Copy out all lines with the word "this" in them.

----------------------------------------

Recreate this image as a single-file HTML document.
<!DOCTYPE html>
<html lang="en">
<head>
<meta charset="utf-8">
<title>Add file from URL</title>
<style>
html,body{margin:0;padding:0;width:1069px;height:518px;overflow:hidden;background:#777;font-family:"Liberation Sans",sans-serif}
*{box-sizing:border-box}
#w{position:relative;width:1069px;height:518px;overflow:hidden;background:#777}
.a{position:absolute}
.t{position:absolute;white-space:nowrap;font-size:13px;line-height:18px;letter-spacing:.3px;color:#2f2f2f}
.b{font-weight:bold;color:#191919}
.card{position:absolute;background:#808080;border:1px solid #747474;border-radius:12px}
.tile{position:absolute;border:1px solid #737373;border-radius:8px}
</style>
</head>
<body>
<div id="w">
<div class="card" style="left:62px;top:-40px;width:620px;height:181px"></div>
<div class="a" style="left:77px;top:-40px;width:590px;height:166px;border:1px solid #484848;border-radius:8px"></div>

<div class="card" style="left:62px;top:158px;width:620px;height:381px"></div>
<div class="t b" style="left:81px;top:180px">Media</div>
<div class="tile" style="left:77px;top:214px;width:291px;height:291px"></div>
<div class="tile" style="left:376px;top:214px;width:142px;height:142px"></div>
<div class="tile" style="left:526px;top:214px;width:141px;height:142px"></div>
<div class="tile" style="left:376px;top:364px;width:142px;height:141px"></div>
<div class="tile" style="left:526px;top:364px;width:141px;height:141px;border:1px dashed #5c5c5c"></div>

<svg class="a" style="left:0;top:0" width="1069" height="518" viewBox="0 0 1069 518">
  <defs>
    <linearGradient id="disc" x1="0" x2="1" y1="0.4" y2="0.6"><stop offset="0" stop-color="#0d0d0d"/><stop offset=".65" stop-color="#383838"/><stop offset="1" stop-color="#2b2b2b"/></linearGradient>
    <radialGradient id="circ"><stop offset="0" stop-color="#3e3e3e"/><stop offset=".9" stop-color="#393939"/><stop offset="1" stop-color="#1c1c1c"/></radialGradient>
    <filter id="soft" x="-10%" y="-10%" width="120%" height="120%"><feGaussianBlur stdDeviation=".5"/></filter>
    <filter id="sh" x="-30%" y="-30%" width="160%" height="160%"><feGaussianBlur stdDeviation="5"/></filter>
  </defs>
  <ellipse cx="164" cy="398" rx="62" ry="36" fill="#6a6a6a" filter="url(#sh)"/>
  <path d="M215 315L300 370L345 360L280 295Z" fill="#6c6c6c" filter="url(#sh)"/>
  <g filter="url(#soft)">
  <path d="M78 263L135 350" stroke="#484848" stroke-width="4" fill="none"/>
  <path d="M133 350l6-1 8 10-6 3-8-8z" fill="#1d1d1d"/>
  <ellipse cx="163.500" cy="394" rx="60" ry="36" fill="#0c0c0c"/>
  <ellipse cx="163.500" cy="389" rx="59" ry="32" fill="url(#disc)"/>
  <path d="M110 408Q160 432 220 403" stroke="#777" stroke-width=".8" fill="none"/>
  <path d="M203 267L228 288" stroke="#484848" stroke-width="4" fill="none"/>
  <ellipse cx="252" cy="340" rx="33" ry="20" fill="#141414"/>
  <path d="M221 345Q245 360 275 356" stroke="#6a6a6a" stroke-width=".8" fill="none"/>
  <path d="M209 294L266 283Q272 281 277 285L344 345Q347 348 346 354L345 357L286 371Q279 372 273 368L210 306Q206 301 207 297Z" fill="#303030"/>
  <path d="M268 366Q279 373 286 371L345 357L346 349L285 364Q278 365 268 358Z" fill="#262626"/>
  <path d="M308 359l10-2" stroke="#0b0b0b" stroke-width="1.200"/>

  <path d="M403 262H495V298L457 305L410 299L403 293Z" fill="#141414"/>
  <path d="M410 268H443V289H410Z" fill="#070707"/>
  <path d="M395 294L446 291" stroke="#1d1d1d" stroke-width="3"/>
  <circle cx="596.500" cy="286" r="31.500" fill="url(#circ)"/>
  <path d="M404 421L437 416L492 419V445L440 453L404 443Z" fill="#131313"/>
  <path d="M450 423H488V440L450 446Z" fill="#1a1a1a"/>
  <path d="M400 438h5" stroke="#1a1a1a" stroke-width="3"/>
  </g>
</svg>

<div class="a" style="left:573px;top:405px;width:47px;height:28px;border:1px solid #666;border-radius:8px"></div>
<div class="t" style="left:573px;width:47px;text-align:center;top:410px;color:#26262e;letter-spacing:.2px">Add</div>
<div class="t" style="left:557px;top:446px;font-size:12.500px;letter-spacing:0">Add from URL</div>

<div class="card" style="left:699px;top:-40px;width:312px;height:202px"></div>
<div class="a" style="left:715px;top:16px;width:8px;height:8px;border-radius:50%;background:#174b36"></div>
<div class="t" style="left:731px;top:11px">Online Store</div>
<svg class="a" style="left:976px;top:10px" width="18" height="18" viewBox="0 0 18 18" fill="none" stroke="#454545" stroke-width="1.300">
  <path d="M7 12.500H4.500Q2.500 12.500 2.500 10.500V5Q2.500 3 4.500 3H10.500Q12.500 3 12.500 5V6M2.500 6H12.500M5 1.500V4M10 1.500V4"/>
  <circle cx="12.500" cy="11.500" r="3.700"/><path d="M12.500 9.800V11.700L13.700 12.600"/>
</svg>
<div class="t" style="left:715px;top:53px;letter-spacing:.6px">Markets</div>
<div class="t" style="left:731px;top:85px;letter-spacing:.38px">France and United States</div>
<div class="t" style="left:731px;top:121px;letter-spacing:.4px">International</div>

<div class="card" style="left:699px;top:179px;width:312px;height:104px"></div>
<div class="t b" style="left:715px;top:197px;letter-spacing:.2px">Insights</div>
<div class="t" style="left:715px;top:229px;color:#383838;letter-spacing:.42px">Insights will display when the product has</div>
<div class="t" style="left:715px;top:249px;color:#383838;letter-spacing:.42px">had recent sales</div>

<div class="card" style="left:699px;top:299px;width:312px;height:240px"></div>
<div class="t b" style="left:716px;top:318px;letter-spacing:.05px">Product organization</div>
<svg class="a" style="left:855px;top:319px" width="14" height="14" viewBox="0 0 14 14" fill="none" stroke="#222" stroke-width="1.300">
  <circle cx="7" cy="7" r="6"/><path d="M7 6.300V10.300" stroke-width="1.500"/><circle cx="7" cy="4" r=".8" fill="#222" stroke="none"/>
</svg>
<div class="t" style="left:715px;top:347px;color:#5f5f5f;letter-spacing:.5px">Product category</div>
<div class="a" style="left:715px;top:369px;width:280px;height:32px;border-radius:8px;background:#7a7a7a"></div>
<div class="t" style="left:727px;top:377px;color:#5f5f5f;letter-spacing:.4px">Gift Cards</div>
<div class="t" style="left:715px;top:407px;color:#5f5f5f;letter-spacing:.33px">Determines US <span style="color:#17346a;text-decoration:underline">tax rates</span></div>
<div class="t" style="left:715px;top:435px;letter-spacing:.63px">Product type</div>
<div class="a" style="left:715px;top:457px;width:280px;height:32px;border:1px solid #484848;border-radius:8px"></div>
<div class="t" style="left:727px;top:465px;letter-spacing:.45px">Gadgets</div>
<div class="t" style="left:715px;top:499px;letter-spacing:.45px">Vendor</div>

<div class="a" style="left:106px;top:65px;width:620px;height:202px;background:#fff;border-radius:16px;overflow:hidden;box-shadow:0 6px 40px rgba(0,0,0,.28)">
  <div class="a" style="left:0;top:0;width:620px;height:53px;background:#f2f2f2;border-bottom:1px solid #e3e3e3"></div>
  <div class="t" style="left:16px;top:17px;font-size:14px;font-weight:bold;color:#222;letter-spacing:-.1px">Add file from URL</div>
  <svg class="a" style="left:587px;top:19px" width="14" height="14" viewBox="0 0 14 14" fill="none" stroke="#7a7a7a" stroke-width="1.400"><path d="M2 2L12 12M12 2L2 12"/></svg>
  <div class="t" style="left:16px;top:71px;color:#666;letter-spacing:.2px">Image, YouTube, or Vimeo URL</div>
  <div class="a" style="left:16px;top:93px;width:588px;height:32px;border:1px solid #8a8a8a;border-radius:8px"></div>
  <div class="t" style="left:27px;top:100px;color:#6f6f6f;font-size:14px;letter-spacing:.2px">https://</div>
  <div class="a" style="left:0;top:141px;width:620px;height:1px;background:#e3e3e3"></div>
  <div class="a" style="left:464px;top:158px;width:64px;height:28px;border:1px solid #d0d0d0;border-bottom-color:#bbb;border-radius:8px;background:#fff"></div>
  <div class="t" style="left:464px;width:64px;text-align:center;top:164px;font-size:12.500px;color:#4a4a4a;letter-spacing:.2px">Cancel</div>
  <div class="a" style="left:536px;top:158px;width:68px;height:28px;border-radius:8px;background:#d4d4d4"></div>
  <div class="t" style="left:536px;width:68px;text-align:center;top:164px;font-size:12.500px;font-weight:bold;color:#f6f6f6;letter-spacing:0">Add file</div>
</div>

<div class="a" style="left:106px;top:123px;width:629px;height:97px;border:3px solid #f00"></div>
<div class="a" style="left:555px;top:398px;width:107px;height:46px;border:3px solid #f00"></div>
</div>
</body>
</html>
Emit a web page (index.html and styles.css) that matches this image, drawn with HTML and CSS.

----------------------------------------

## Correct result
Recreate this image as a single-file HTML document.
Emit a web page (index.html and styles.css) that matches this image, drawn with HTML and CSS.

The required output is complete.